The Searchers (1956)
This is the film most responsible for making non-Texans believe that the whole state looks like a Rocky Mountain outcropping. That’s because John Ford took the excellent Texas novel by Alan LeMay and filmed it in Colorado and Monument Valley, Utah, places where Ford loved to work no matter how awkwardly they fit the script. The film is frequently cited as the greatest movie ever made, and it’s one of cinema’s most complex studies of racism. The French are especially fond of it, but so are tough-guy character actors, who notice the nuances of the supporting performances (never have so many minor characters been so richly drawn).

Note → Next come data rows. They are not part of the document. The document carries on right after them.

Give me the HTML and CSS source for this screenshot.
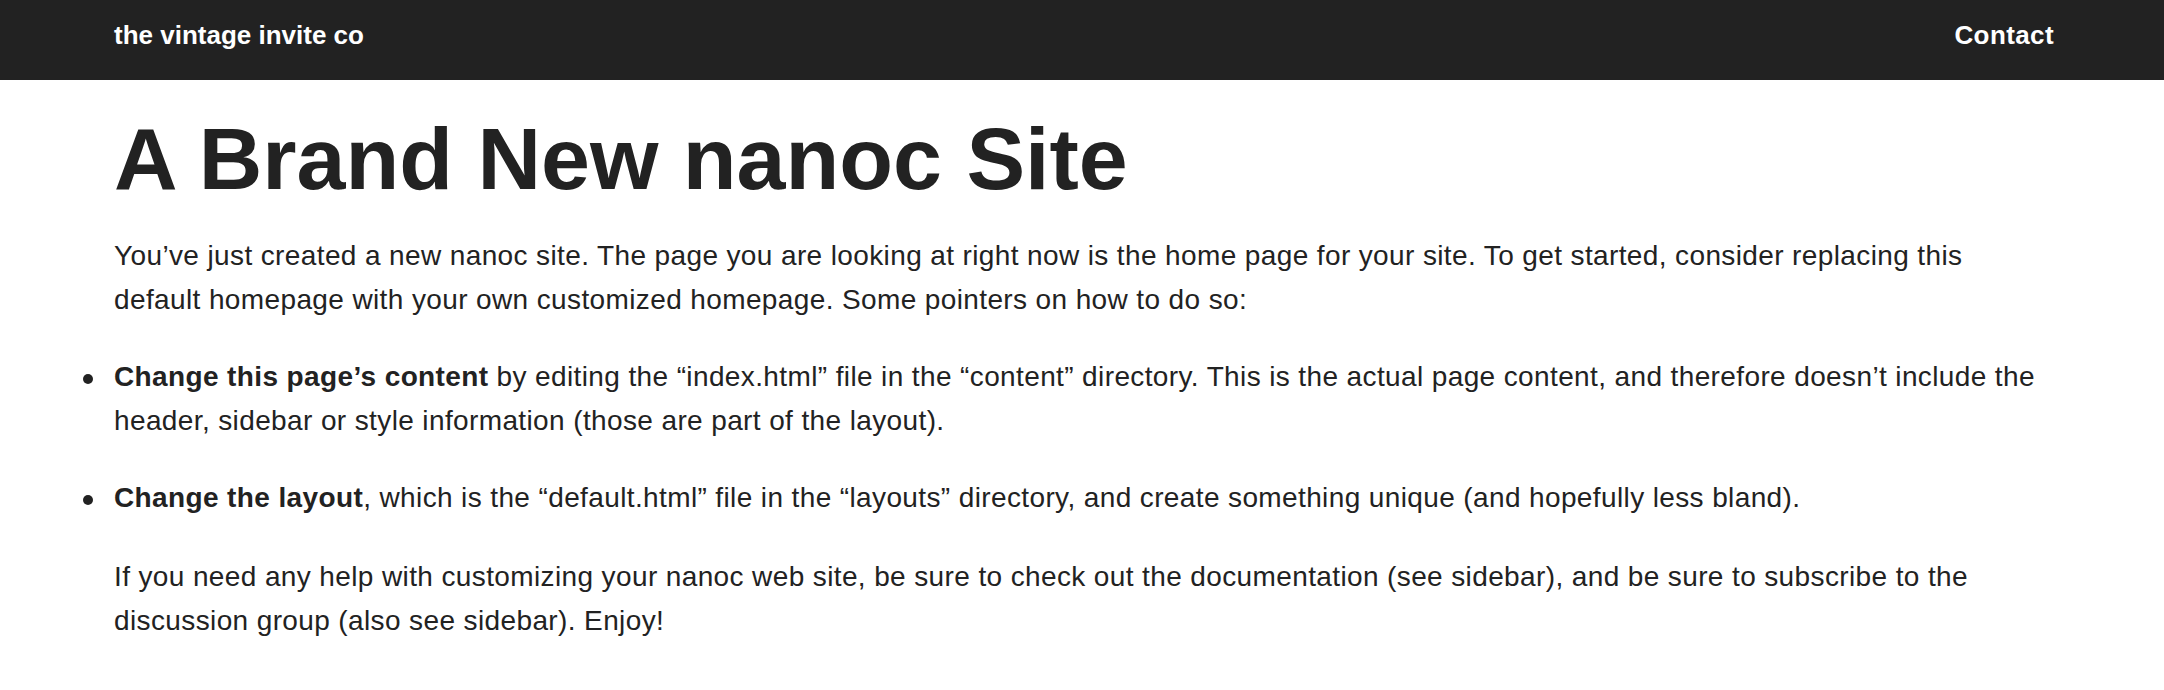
FILE: index.html
```html
<!DOCTYPE html>
<html lang="en">
<head>
<meta charset="utf-8">
<title>A Brand New nanoc Site</title>
<link rel="stylesheet" href="styles.css">
</head>
<body>
<header class="site-header">
  <a class="brand" href="#">the vintage invite co</a>
  <nav class="nav"><a class="nav-link" href="#">Contact</a></nav>
</header>
<main class="content">
  <h1 class="title">A Brand New nanoc Site</h1>
  <p class="para">You’ve just created a new nanoc site. The page you are looking at right now is the home page for your site. To get started, consider replacing this default homepage with your own customized homepage. Some pointers on how to do so:</p>
  <ul class="pointers">
    <li class="pointer"><strong>Change this page’s content</strong> by editing the “index.html” file in the “content” directory. This is the actual page content, and therefore doesn’t include the header, sidebar or style information (those are part of the layout).</li>
    <li class="pointer"><strong>Change the layout</strong>, which is the “default.html” file in the “layouts” directory, and create something unique (and hopefully less bland).</li>
  </ul>
  <p class="para">If you need any help with customizing your nanoc web site, be sure to check out the documentation (see sidebar), and be sure to subscribe to the discussion group (also see sidebar). Enjoy!</p>
</main>
</body>
</html>
```
FILE: styles.css
```css
html, body {
  margin: 0;
  padding: 0;
  background: #ffffff;
}

body {
  font-family: "Liberation Sans", Arial, Helvetica, sans-serif;
  color: #222222;
}

.site-header {
  background: #222222;
  height: 80px;
  box-sizing: border-box;
  padding: 20px 110px 0 114px;
  display: flex;
  justify-content: space-between;
  align-items: flex-start;
}

.brand,
.nav-link {
  color: #ffffff;
  text-decoration: none;
  font-weight: bold;
  font-size: 26px;
  line-height: 30px;
}

.nav-link {
  letter-spacing: 0.4px;
}

.content {
  padding: 0 114px;
}

.title {
  font-size: 88px;
  line-height: 100px;
  font-weight: bold;
  margin: 29px 0 25px;
  letter-spacing: 0;
}

.para,
.pointer {
  font-size: 28px;
  line-height: 44px;
  letter-spacing: 0.38px;
}

.para {
  margin: 0 0 33px;
}

.pointers {
  list-style: none;
  margin: 0;
  padding: 0;
}

.pointer {
  position: relative;
  margin: 0 0 33px;
}

.pointer:last-child {
  margin-bottom: 35px;
}

.pointer::before {
  content: "";
  position: absolute;
  left: -31px;
  top: 19px;
  width: 10px;
  height: 10px;
  border-radius: 50%;
  background: #222222;
}
```
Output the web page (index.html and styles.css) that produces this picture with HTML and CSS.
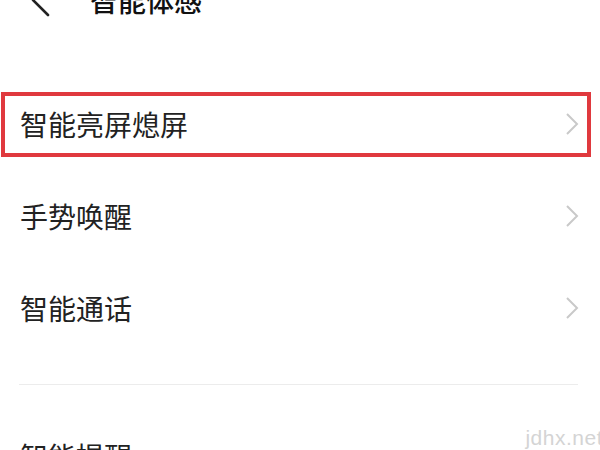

The story is simple. John Wayne returns home from the Civil War and the Indian wars, embittered and hardened, but becomes enraged when he’s decoyed away from his brother’s ranch so that the Comanches can burn it, kill an entire family, and kidnap his niece. He’s soon the archetypal dead-man-with-a-mission as he vows to hunt down and kill every Indian involved. Why, at the moment of truth, he doesn’t carry through on his plan of ethnic cleansing is one of those great moments in cinema that you remember for a lifetime—it’s mysterious at its heart, an act of mercy and grace that Ford left unexplained.